15C’est, on l’aura compris, une certaine idée de la visibilité de Sade qui est ici une fois de plus en jeu. Dans cette troisième partie de son ouvrage, Michel Delon place ses lecteurs face à la matérialité de l’œuvre de l’écrivain, nous mettant, partiellement sans doute, mais directement, en contact avec le travail de conception de ses textes.
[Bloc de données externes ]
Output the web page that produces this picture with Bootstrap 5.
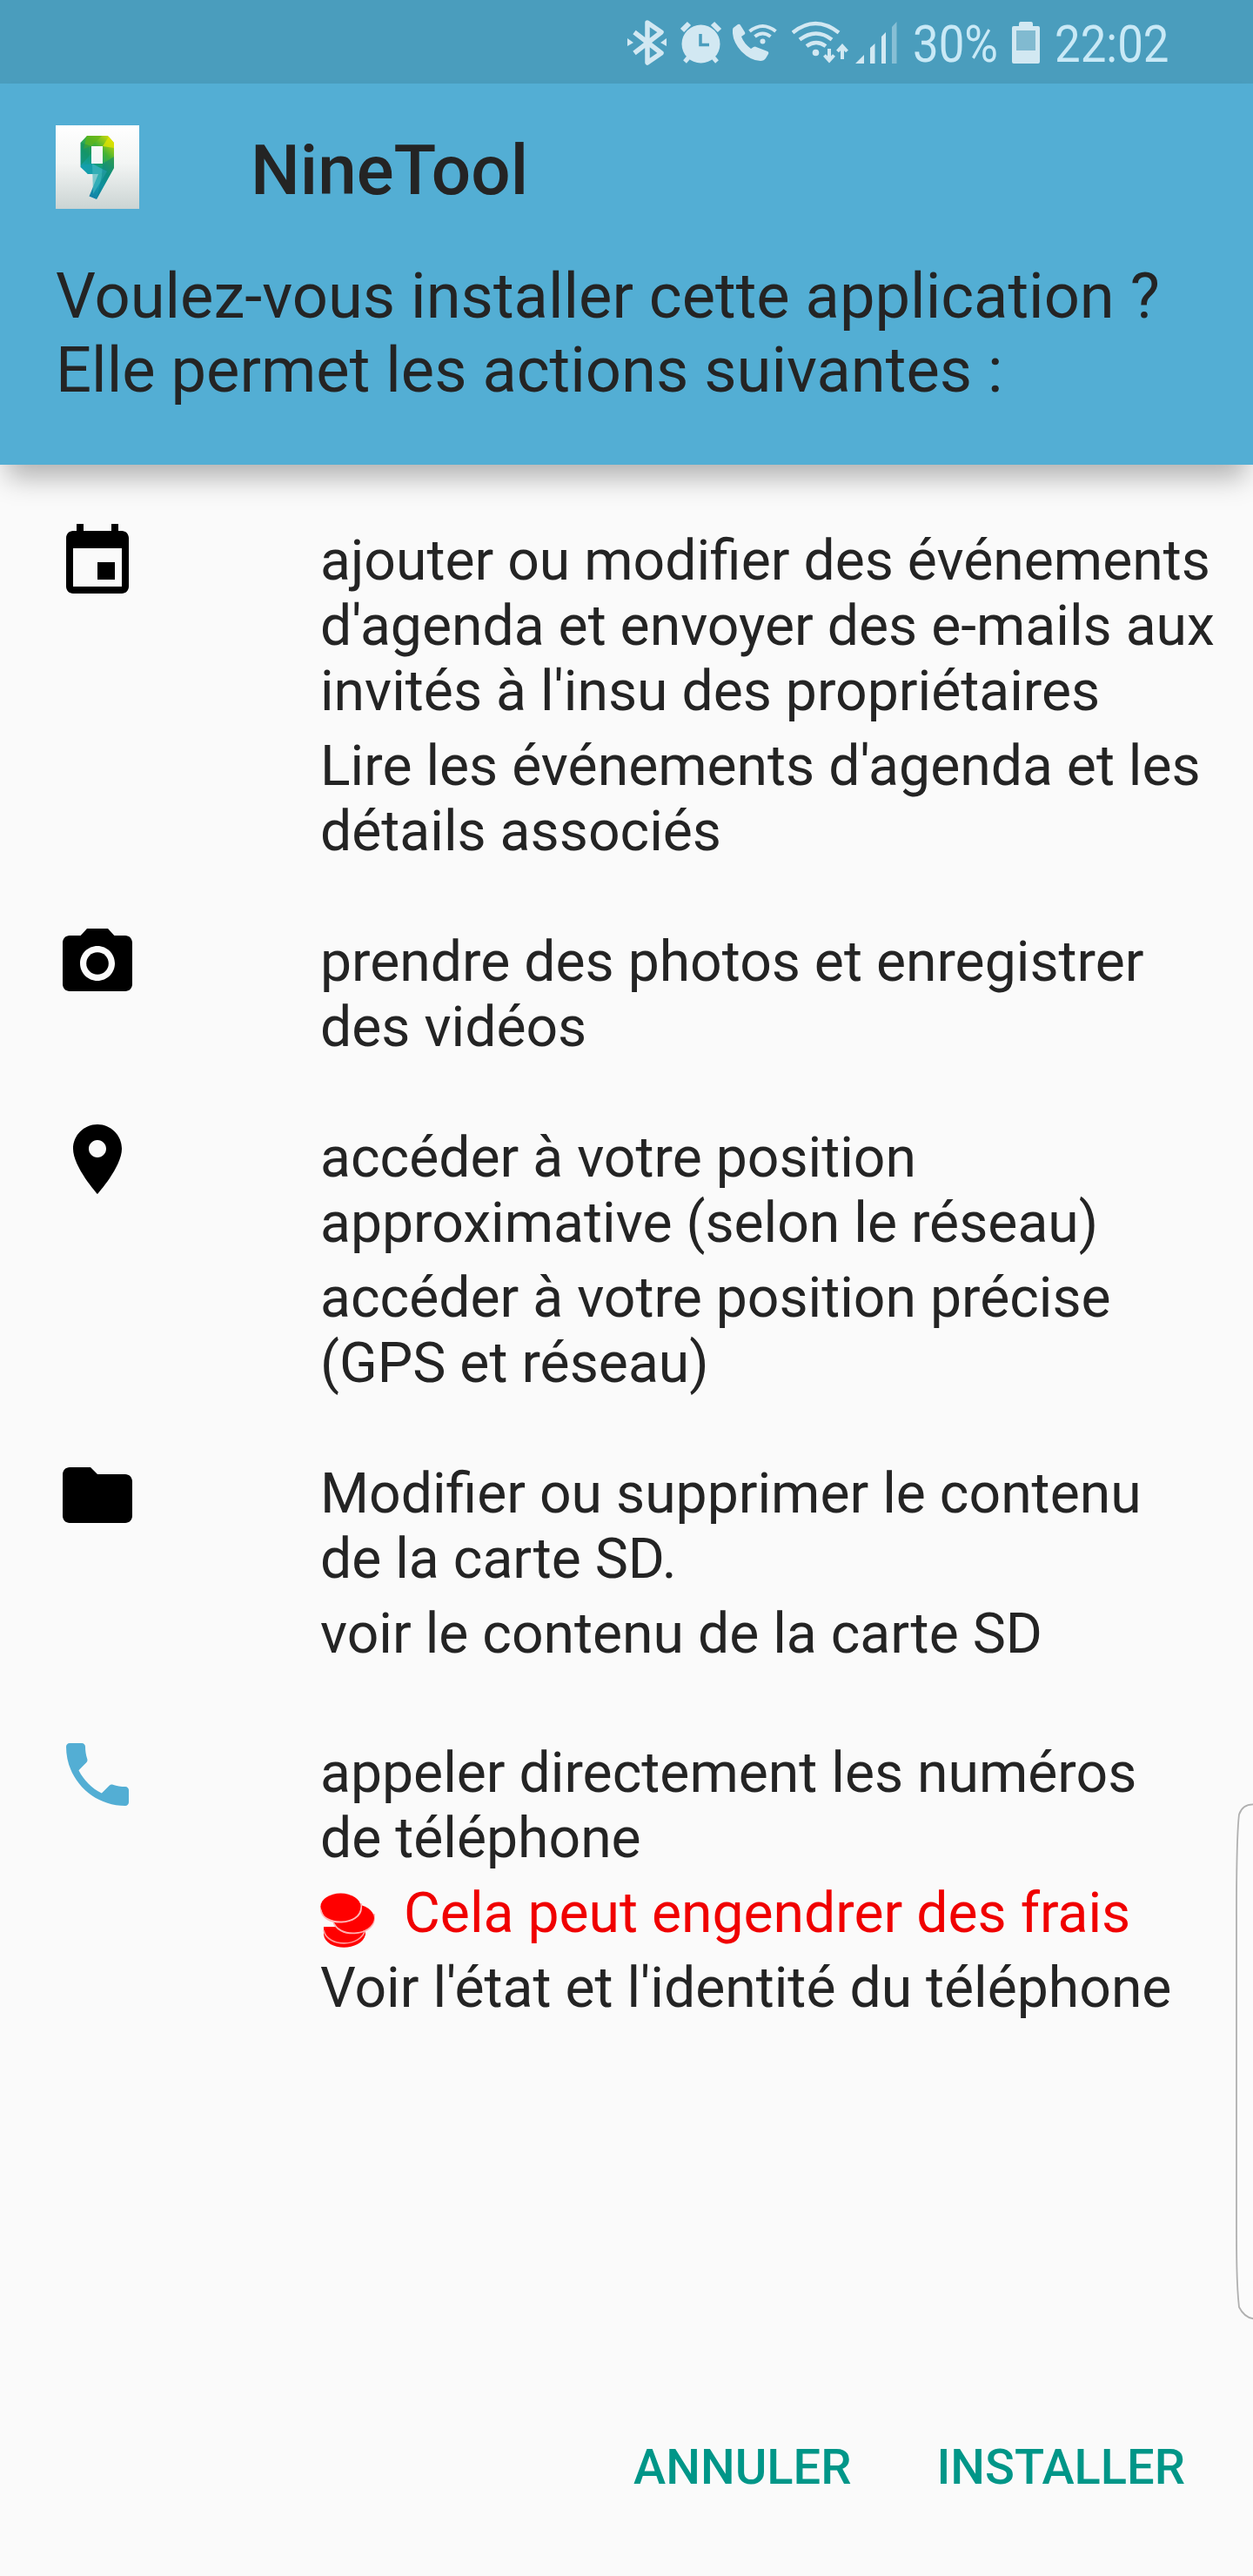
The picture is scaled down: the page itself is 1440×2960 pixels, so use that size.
<!DOCTYPE html>
<html lang="fr">
<head>
<meta charset="utf-8">
<meta name="viewport" content="width=device-width, initial-scale=1">
<title>NineTool</title>
<link href="https://cdn.jsdelivr.net/npm/bootstrap@5.3.0/dist/css/bootstrap.min.css" rel="stylesheet">
<style>
body{font-family:Roboto,"Liberation Sans",sans-serif;color:#242424;background:#fafafa;font-size:64.25px;line-height:75px;height:2960px;overflow:hidden}
svg{display:block;flex:none}
.status-bar{height:96px;background:#4a9dbd;padding-left:721px;color:#c9e9f6;font-size:60px;line-height:70px}
.status-bar svg{fill:#d2e8f2}
.squeeze{display:block;white-space:nowrap;transform-origin:0 50%;transform:scaleX(.88);padding-top:8px}
.pct{width:101px;margin-left:16px}
.clock{width:140px;margin-left:17px}
.ic-alarm{margin-left:16px}
.ic-call{margin-left:12px}
.ic-wifi{margin-left:16px}
.ic-signal{margin-left:7px}
.ic-battery{margin-left:13px}
.install-head{height:438px;background:#53aed4;padding:48px 64px 0;box-shadow:0 22px 30px -8px rgba(0,0,0,.3)}
.app-name{font-size:80px;line-height:94px;font-weight:500;margin-left:128px;padding-top:5px}
.question{font-size:72.3px;line-height:85px;margin-top:55px;white-space:nowrap}
.perms{padding:64px 0 0 64px}
.perm{padding-bottom:56px}
.perm-text{margin-left:208px;padding-top:9px}
.perm-text p{margin-bottom:11px;white-space:nowrap}
.perm:not(.perm-extra) .perm-text{margin-bottom:-1px}
.perm-extra{padding-bottom:65px}
.fee{color:#f00000;gap:32px}
.actions{padding:0 78px 0 0;gap:98px;margin-bottom:92px}
.flat{font-family:inherit;font-size:56px;line-height:66px;font-weight:500;color:#009688;padding:0;border:0;border-radius:0}
.edge-handle{right:0;top:2070px}
</style>
</head>
<body class="d-flex flex-column position-relative">
<header>
<div class="status-bar d-flex">
<svg width="45" height="96" viewBox="721 0 45 96"><path d="M729 37l31 24-16 11V26l16 11-31 24" fill="none" stroke="#d2e8f2" stroke-width="5.5" stroke-linejoin="round"/><path d="M721 44l7 5-7 4zM766 44l-7 5 7 4z"/></svg>
<svg class="ic-alarm" width="48" height="96" viewBox="781 0 48 96"><circle cx="804.5" cy="50.500" r="22"/><path d="M783 35l8-8M826 35l-8-8" stroke="#d2e8f2" stroke-width="6"/><path d="M786 71l6-7M823 71l-6-7" stroke="#d2e8f2" stroke-width="5"/><path d="M804 39v12.500h10" fill="none" stroke="#4a9dbd" stroke-width="3.500"/></svg>
<svg class="ic-call" width="52" height="96" viewBox="841 0 52 96"><path d="M841 34q0-2 2-3l4-3q2-1 3 1l5 8q1 2-1 3l-3 2q3 8 11 14l3-2q2-1 3 0l13 5q2 1 1 3l-3 5q-2 3-6 3-11 0-22-11-11-12-10-25z"/><g fill="none" stroke="#d2e8f2" stroke-width="4"><path d="M860.500 36q15-12 30 0M866.500 42q9-7 18 0"/></g><circle cx="875.500" cy="47.500" r="3"/></svg>
<svg class="ic-wifi" width="66" height="96" viewBox="909 0 66 96"><g fill="none" stroke="#d2e8f2" stroke-width="4.500"><path d="M910 37.500q26-21 53 0M918 45.500q19-14 37 0M926 53q11-8 22 0"/></g><circle cx="936.500" cy="60.500" r="3.800"/><g fill="none" stroke="#d2e8f2" stroke-width="4"><path d="M952 56v13M946.500 63.500l5.500 6 5.500-6M967 68V54M961.500 59l5.500-6 5.500 6"/></g></svg>
<svg class="ic-signal" width="50" height="96" viewBox="982 0 50 96"><path d="M982 73l10-10v10zM999 73V55l5.500-5v23zM1012 73V42l5-5v36z"/><path d="M1024 73V31l5.500-6v48z" opacity=".45"/></svg>
<div class="pct pt-2"><span class="squeeze">30%</span></div>
<svg class="ic-battery" width="32" height="96" viewBox="1162 0 32 96"><path d="M1172 25h12q2 0 2 3v2h6q2 0 2 2v39q0 2-2 2h-28q-2 0-2-2V32q0-2 2-2h6v-2q0-3 2-3z"/><path d="M1167 35h22v23h-22z" fill="#81bad0"/></svg>
<div class="clock pt-2"><span class="squeeze">22:02</span></div>
</div>
<div class="install-head">
<div class="d-flex">
<svg width="96" height="96" viewBox="64 144 96 96"><defs><linearGradient id="tile" x2="0" y2="1"><stop stop-color="#fff"/><stop offset=".45" stop-color="#f3f5f4"/><stop offset="1" stop-color="#cbd4d3"/></linearGradient><linearGradient id="nine" x1=".8" y1="0" x2=".3" y2="1"><stop stop-color="#c4d70a"/><stop offset=".25" stop-color="#45b233"/><stop offset=".48" stop-color="#119c7c"/><stop offset=".7" stop-color="#149eaf"/><stop offset="1" stop-color="#127ca4"/></linearGradient></defs><path fill="url(#tile)" d="M64 144h96v96H64z"/><path fill="url(#nine)" fill-rule="evenodd" d="M100 156h24l7 8v29l-20 36-8.500-3.500L113 200h-12l-8.500-8v-28zm5 12v20h13v-20z"/><path fill="#e3e400" opacity=".75" d="M125 157l6 7v6l-13-2z"/><path fill="#63b518" opacity=".7" d="M100 156h17l-12 12-9 3z"/><path fill="#158e58" opacity=".5" d="M93 164l12 4v8l-12 14z"/><path fill="#159fac" opacity=".8" d="M93 190l12-2 18 9-10 3h-12z"/><path fill="#42b7bd" opacity=".65" d="M106 188l17 9-16 26z"/><path fill="#087d87" opacity=".45" d="M118 188l13-8v13l-20 36 6-27z"/></svg>
<div class="app-name">NineTool</div>
</div>
<p class="question mb-0">Voulez-vous installer cette application ?<br>Elle permet les actions suivantes :</p>
</div>
</header>
<main class="perms flex-grow-1">
<section class="perm d-flex">
<svg width="96" height="96" viewBox="0 0 24 24"><path d="M17 12h-5v5h5v-5zM16 1v2H8V1H6v2H5c-1.110 0-1.990.9-1.990 2L3 19c0 1.100.89 2 2 2h14c1.100 0 2-.9 2-2V5c0-1.100-.9-2-2-2h-1V1h-2zm3 18H5V8h14v11z"/></svg>
<div class="perm-text"><p>ajouter ou modifier des événements<br>d'agenda et envoyer des e-mails aux<br>invités à l'insu des propriétaires</p><p>Lire les événements d'agenda et les<br>détails associés</p></div>
</section>
<section class="perm d-flex">
<svg width="96" height="96" viewBox="0 0 24 24"><circle cx="12" cy="12" r="3.200"/><path d="M9 2L7.170 4H4c-1.100 0-2 .9-2 2v12c0 1.100.9 2 2 2h16c1.100 0 2-.9 2-2V6c0-1.100-.9-2-2-2h-3.170L15 2H9zm3 15c-2.760 0-5-2.240-5-5s2.240-5 5-5 5 2.240 5 5-2.240 5-5 5z"/></svg>
<div class="perm-text"><p>prendre des photos et enregistrer<br>des vidéos</p></div>
</section>
<section class="perm d-flex">
<svg width="96" height="96" viewBox="0 0 24 24"><path d="M12 2C8.130 2 5 5.130 5 9c0 5.250 7 13 7 13s7-7.750 7-13c0-3.870-3.130-7-7-7zm0 9.500c-1.380 0-2.500-1.120-2.500-2.500s1.120-2.500 2.500-2.500 2.500 1.120 2.500 2.500-1.120 2.500-2.500 2.500z"/></svg>
<div class="perm-text"><p>accéder à votre position<br>approximative (selon le réseau)</p><p>accéder à votre position précise<br>(GPS et réseau)</p></div>
</section>
<section class="perm perm-extra d-flex">
<svg width="96" height="96" viewBox="0 0 24 24"><path d="M10 4H4c-1.100 0-1.990.9-1.990 2L2 18c0 1.100.9 2 2 2h16c1.100 0 2-.9 2-2V8c0-1.100-.9-2-2-2h-8l-2-2z"/></svg>
<div class="perm-text"><p>Modifier ou supprimer le contenu<br>de la carte SD.</p><p>voir le contenu de la carte SD</p></div>
</section>
<section class="perm d-flex">
<svg width="96" height="96" viewBox="0 0 24 24" fill="#53aed4"><path d="M6.620 10.790c1.440 2.830 3.760 5.140 6.590 6.590l2.200-2.200c.27-.27.67-.36 1.020-.24 1.120.37 2.330.57 3.570.57.55 0 1 .45 1 1V20c0 .55-.45 1-1 1-9.390 0-17-7.610-17-17 0-.55.45-1 1-1h3.500c.55 0 1 .45 1 1 0 1.250.2 2.450.57 3.570.11.35.03.74-.25 1.020l-2.200 2.200z"/></svg>
<div class="perm-text"><p>appeler directement les numéros<br>de téléphone</p>
<p class="fee d-flex"><svg width="64" height="75" viewBox="368 2160 64 75" overflow="visible"><g fill="#f00"><path d="M372 2213v9c2 19 43 20 48 0v-9z"/><path d="M372 2217c4 20 43 20 48-1" fill="none" stroke="#ff9a9a" stroke-width="1.600"/><path d="M383 2201v5c4 21 46 18 47-2v-5z" stroke="#ffb0b0" stroke-width="1.800"/><ellipse cx="406.500" cy="2203" rx="23.500" ry="16"/><path d="M369 2190v4c2 19 46 18 46-3v-4z" stroke="#ffb8b8" stroke-width="2"/><ellipse cx="391.500" cy="2189.500" rx="23" ry="15"/></g></svg><span>Cela peut engendrer des frais</span></p>
<p>Voir l'état et l'identité du téléphone</p></div>
</section>
</main>
<footer class="actions d-flex justify-content-end">
<button class="btn flat" type="button">ANNULER</button>
<button class="btn flat" type="button">INSTALLER</button>
</footer>
<svg class="edge-handle position-absolute" width="21" height="600" viewBox="1419 2070 21 600"><path d="M1442 2073.500C1434 2073 1427 2076 1424 2085C1421 2110 1421 2150 1421 2200V2540C1421 2590 1421 2625 1424 2651C1428 2659 1434 2664 1442 2664.500" fill="#fbfbfb" stroke="#b0b0b0" stroke-width="1.800"/></svg>
<script src="https://cdn.jsdelivr.net/npm/bootstrap@5.3.0/dist/js/bootstrap.bundle.min.js"></script>
</body>
</html>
16En guise de conclusion, on peut dire que l’intérêt de ces Vies de Sade en deux volumes et trois parties est égal à leur caractère potentiellement déroutant. Entre une première partie (« Sade en son temps ») qui semble surtout destinée à faire connaître le marquis au grand public et à l’amateur de Beaux Livres et une troisième partie (« Sade au travail ») qui passionnera prioritairement un lectorat plus spécialisé, recourant ici à l’iconographie pour restituer à l’écrivain « sans visage » sa véritable figure, proclamant là que le « pouvoir » de Sade est celui des « mots », non des « images », exposant enfin longuement les manuscrits de l’écrivain, creuset et atelier de sa création, comme pour dire que le seul portrait de Sade que nous puissions, en définitive, appréhender, est celui que tissent les mots de son œuvre, Michel Delon, en démultipliant les points de vue, illustre l’irréductible complexité de son sujet. Car l’on imagine mal la description d’une esthétique sans paradoxe du divin marquis. Ainsi l’ouvrage éclaire-t-il différentes facettes de la personnalité et de l’œuvre sadiennes, mais ne tombe pas dans le travers de prétendre présenter une vue totale, univoque et englobante de celles-ci : au terme du parcours, demeure l’inépuisable énigme Sade.